Ladies your thoughts? Wife gets new hairdo... I am out of town and ask her to send me a pic. Response: Uh.. no. you can be surprised. You know I don't like pics plus it's the same style just a little shorter. WTF?
After 20 years?


----------



## LouAnn Poovy (Mar 21, 2013)

discouraged1 said:


> Ladies your thoughts? Wife gets new hairdo... I am out of town and ask her to send me a pic. Response: Uh.. no. you can be surprised. You know I don't like pics plus it's the same style just a little shorter. WTF?
> After 20 years?


*What is your problem? *
:scratchhead:


----------



## discouraged1 (Mar 16, 2010)

LouAnn Poovy said:


> *What is your problem? *
> :scratchhead:


I think the problem is my wife... but clearly in this post I made no sense. I was frustrated, in a hurry and did not reread this before I posted it.
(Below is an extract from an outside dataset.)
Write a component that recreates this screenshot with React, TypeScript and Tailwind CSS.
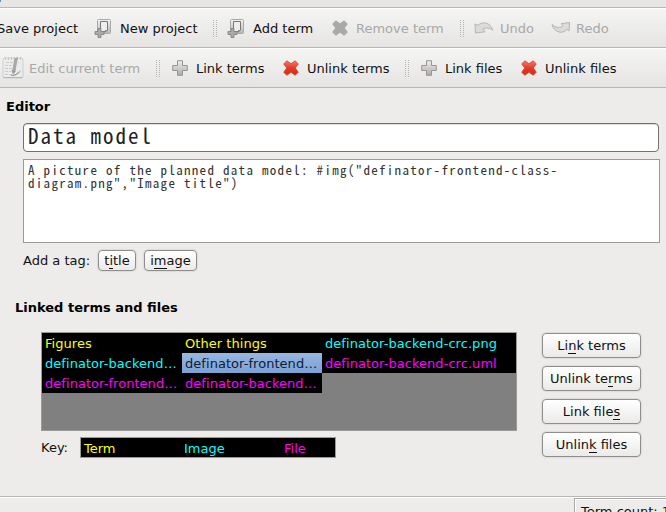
import type { ReactNode } from "react";

function AddBoxIcon() {
  return (
    <svg width="18" height="20" viewBox="0 0 18 20" className="block">
      <defs>
        <linearGradient id="frame" x1="0" y1="0" x2="0" y2="1">
          <stop offset="0" stopColor="#f4f4f4" />
          <stop offset="1" stopColor="#b5b5b5" />
        </linearGradient>
      </defs>
      <path d="M4.500 1.500h11q1 0 1 1v12q0 1-1 1h-11q-1 0-1-1v-12q0-1 1-1z" fill="url(#frame)" stroke="#a9a9a9" />
      <path d="M6.500 3.500h7v8.500l-2 1.500H6.500z" fill="#eee" stroke="#777" />
      <path d="M14 12l-3 2.500v-2.500z" fill="#888" />
      <path d="M4 10.500h3v3h3v3H7v3H4v-3H1v-3h3z" fill="#aaa" stroke="#858585" strokeWidth=".9" />
    </svg>
  );
}

function PlusIcon() {
  return (
    <svg width="16" height="16" viewBox="0 0 16 16" className="block">
      <defs>
        <linearGradient id="plus" x1="0" y1="0" x2="0" y2="1">
          <stop offset="0" stopColor="#efefef" />
          <stop offset="1" stopColor="#aaa" />
        </linearGradient>
      </defs>
      <path d="M5.500 .7h5v4.800h4.800v5h-4.800v4.800h-5v-4.800H.7v-5h4.800z" fill="url(#plus)" stroke="#969696" strokeLinejoin="round" />
    </svg>
  );
}

function CrossIcon({ off = false }: { off?: boolean }) {
  return (
    <svg width="16" height="16" viewBox="0 0 16 16" className="block">
      <defs>
        <linearGradient id="red" x1="0" y1="0" x2="0" y2="1">
          <stop offset="0" stopColor="#f47b6b" />
          <stop offset=".5" stopColor="#e53b27" />
          <stop offset="1" stopColor="#d42a12" />
        </linearGradient>
      </defs>
      <path
        d="M3.800 .8L8 3.700 12.200 .8 15.300 4 12.300 8 15.300 12.200 12.200 15.300 8 12.300 3.800 15.300.7 12.200 3.700 8 .7 4z"
        fill={off ? "#a9a9a9" : "url(#red)"}
        stroke={off ? "#a3a3a3" : "#c94432"}
        strokeWidth=".8"
        strokeLinejoin="round"
      />
    </svg>
  );
}

function NotebookIcon() {
  return (
    <svg width="22" height="23" viewBox="0 0 22 23" className="block">
      <rect x="1" y="2" width="20" height="20" rx="2" fill="#ececec" stroke="#cfcfcf" />
      <path d="M1.500 21.500h19" stroke="#b5b5b5" />
      <path d="M3 2.500h17" stroke="#c4c4c4" strokeWidth="2.500" strokeDasharray="1 2" />
      <path d="M4 6.500h13M3 9.500h8M3 12.500h8M3 15.500h6M3 18.500h7" stroke="#cacaca" strokeDasharray="3 1" />
      <path d="M16 1l-2.500 14-2 1.500-1.500-1 2.500-13z" fill="#a8a8a8" />
      <path d="M9 19c3 0 7-2 10-5-2 4-5 6-10 6zM9.500 14l4.500 1-3 3.500z" fill="#9b9b9b" />
    </svg>
  );
}

function UndoIcon() {
  return (
    <svg width="20" height="14" viewBox="0 0 20 14" className="block">
      <path d="M1 3l3 1.300C8 .5 16 .5 18.800 9.300 16 7 12 6.200 8.800 8L11 10.800 1.500 12z" fill="#dcdbda" stroke="#b5b4b3" strokeLinejoin="round" />
    </svg>
  );
}

function RedoIcon() {
  return (
    <svg width="20" height="14" viewBox="0 0 20 14" className="block">
      <path d="M18.500 1.500l-8.500 1.200 2 1.800C9.500 7.500 5 7 1 3.500 3 11 11 14 16 8.300l2 1.700z" fill="#dcdbda" stroke="#b5b4b3" strokeLinejoin="round" />
    </svg>
  );
}

function Handle() {
  return (
    <svg width="5" height="18" viewBox="0 0 5 18" className="block shrink-0">
      {[1, 3, 5, 7, 9, 11, 13, 15, 17].map((y) => (
        <g key={y} fill="#b4b3b2">
          <rect x="0" y={y} width="1" height="1" />
          <rect x="3" y={y} width="1" height="1" />
        </g>
      ))}
    </svg>
  );
}

function Tool({ icon, label, box, off = false }: { icon: ReactNode; label: string; box: string; off?: boolean }) {
  return (
    <div className={`flex shrink-0 items-center whitespace-nowrap ${box} ${off ? "text-[#a9a8a7]" : ""}`}>
      {icon}
      <span className="pt-0.5">{label}</span>
    </div>
  );
}

function Btn({ children, box }: { children: ReactNode; box: string }) {
  return (
    <button
      className={`flex items-center justify-center rounded-[4px] border border-[#8f8e8d] bg-linear-to-b from-white to-[#ebeae9] whitespace-nowrap shadow-[0_0_1px_1px_#dedddb] ${box}`}
    >
      <span>{children}</span>
    </button>
  );
}

function Key({ children }: { children: string }) {
  return <span className="inline-block h-[14px] leading-[14px] shadow-[0_1px_0_0_#111]">{children}</span>;
}

const bar = "flex h-10 w-[666px] items-center border-b border-[#b9b8b7] bg-linear-to-b from-[#f5f5f4] to-[#e5e4e3] shadow-[inset_0_1px_0_#fff]";

export default function App() {
  return (
    <div className="flex h-[512px] w-[666px] flex-col overflow-hidden bg-[#edecea] font-['DejaVu_Sans',sans-serif] text-[13px] leading-[16px] text-[#111]">
      <div className="h-2 shrink-0 overflow-hidden border-b border-[#b9b8b7] bg-[#e7e6e4]">
        <div className="-mt-[13px] -ml-[2px]">p</div>
      </div>

      <div className={`${bar} shrink-0`}>
        <span className="-ml-[3px] w-[97px] shrink-0 pt-0.5 whitespace-nowrap">Save project</span>
        <Tool icon={<AddBoxIcon />} label="New project" box="w-[119px] gap-2" />
        <Handle />
        <Tool icon={<AddBoxIcon />} label="Add term" box="ml-[9px] w-[105px] gap-2" />
        <Tool icon={<CrossIcon off />} label="Remove term" box="w-[128px] gap-2" off />
        <Handle />
        <Tool icon={<UndoIcon />} label="Undo" box="ml-[9px] w-[77px] gap-[6px]" off />
        <Tool icon={<RedoIcon />} label="Redo" box="gap-[5px]" off />
      </div>
      <div className={`${bar} shrink-0`}>
        <Tool icon={<NotebookIcon />} label="Edit current term" box="ml-[2px] w-[154px] gap-[5px]" off />
        <Handle />
        <Tool icon={<PlusIcon />} label="Link terms" box="ml-[11px] w-[111px] gap-2" />
        <Tool icon={<CrossIcon />} label="Unlink terms" box="w-[122px] gap-2" />
        <Handle />
        <Tool icon={<PlusIcon />} label="Link files" box="ml-[11px] w-[100px] gap-2" />
        <Tool icon={<CrossIcon />} label="Unlink files" box="gap-2" />
      </div>

      <h2 className="mt-[11px] ml-[6px] shrink-0 font-bold text-black">Editor</h2>
      <div className="mt-2 ml-[23px] flex h-[29px] w-[636px] shrink-0 items-center rounded-[4px] border border-[#73716f] bg-white pl-1 font-['Noto_Sans_Mono_CJK_SC','DejaVu_Sans_Mono',monospace] text-[21px] tracking-[2px] whitespace-pre text-[#222] shadow-[inset_0_1px_0_#ddd]">
        <span className="-mt-[5px]">Data model</span>
      </div>
      <div className="mt-[7px] ml-[23px] h-[84px] w-[637px] shrink-0 border border-[#9b9997] bg-white pt-[3px] pl-1 font-['Noto_Sans_Mono_CJK_SC','DejaVu_Sans_Mono',monospace] text-[13px] leading-[13px] tracking-[1.3px] whitespace-pre text-[#333]">
        {'A picture of the planned data model: #img("definator-frontend-class-\ndiagram.png","Image title")'}
      </div>
      <div className="mt-[7px] ml-[23px] flex h-[21px] shrink-0 items-center">
        <span className="w-[75px]">Add a tag:</span>
        <Btn box="h-[21px] w-[38px]">t<Key>i</Key>tle</Btn>
        <Btn box="ml-2 h-[21px] w-[53px]">i<Key>m</Key>age</Btn>
      </div>
      <h2 className="mt-[29px] ml-[15px] shrink-0 font-bold text-black">Linked terms and files</h2>

      <div className="mt-4 ml-[41px] flex h-[126px] shrink-0">
        <div className="w-[501px]">
          <div className="h-[99px] w-[476px] border border-[#9b9997] bg-[#808080]">
            <div className="grid auto-rows-[20px] grid-cols-[140px_140px_194px] leading-[20px] tracking-[0.05px] whitespace-nowrap *:pt-px *:pl-[3px]">
              <div className="bg-black text-[#ff0]">Figures</div>
              <div className="bg-black text-[#ff0]">Other things</div>
              <div className="bg-black text-[#0ff]">definator-backend-crc.png</div>
              <div className="bg-black text-[#0ff]">definator-backend…</div>
              <div className="bg-linear-to-b from-[#98b7e2] to-[#7ba1d5] text-[#101a33]">definator-frontend…</div>
              <div className="bg-black text-[#f0f]">definator-backend-crc.uml</div>
              <div className="bg-black text-[#f0f]">definator-frontend…</div>
              <div className="bg-black text-[#f0f]">definator-backend…</div>
            </div>
          </div>
          <div className="mt-[6px] flex h-[21px] items-center">
            <span className="w-[39px]">Key:</span>
            <div className="grid h-[21px] w-[256px] grid-cols-[100px_100px_54px] border border-[#9b9997] bg-black leading-[21px] *:pl-[3px]">
              <span className="text-[#ff0]">Term</span>
              <span className="text-[#0ff]">Image</span>
              <span className="text-[#f0f]">File</span>
            </div>
          </div>
        </div>
        <div className="mt-px flex flex-col gap-2">
          <Btn box="h-[25px] w-[99px]">Li<Key>n</Key>k terms</Btn>
          <Btn box="h-[25px] w-[99px]">Unlink te<Key>r</Key>ms</Btn>
          <Btn box="h-[25px] w-[99px]">Link file<Key>s</Key></Btn>
          <Btn box="h-[25px] w-[99px]">Unlin<Key>k</Key> files</Btn>
        </div>
      </div>

      <div className="mt-[38px] flex h-[16px] shrink-0 border-t border-[#b9b8b7] pt-px shadow-[inset_0_1px_0_#fff]">
        <div className="ml-[574px] h-6 w-[120px] border-t border-l border-[#a9a8a7] pt-[5px] pl-[6px] whitespace-nowrap shadow-[inset_1px_1px_0_#fff]">Term count: 10</div>
      </div>
    </div>
  );
}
Please ignore.:lol:


----------



## Gaia (Apr 27, 2012)

His issue seems quite clear to me. Discouraged, your a bit irked that your wife is still bashful about certain things? I'm not sure why men seem to get irate with this and not flattered. You could look at it this way. Either she really wants to suprise you, has butterflies and is hopping around in excitement just waiting to see if you really like it... or she thinks ... Meh... he sees me everyday.. I aint nothing special so why the fuss? 

It may be something else entirely even but I hope that gives you something to work with.


----------



## Toffer (Jan 31, 2012)

Over-reaction


----------



## relationshipsguide_gal (Apr 6, 2013)

Hi discouraged1, I don't know exactly if you liked her hairdo, but I guess you should be happy that your wife got a new haircut (shorter). Sometimes in a relationship we have to try something new to make things more exciting (again). Your wife may have had her hair cut for herself or for you but all I know is that if she's happy with it, it will also benefit the relationship  - mae


----------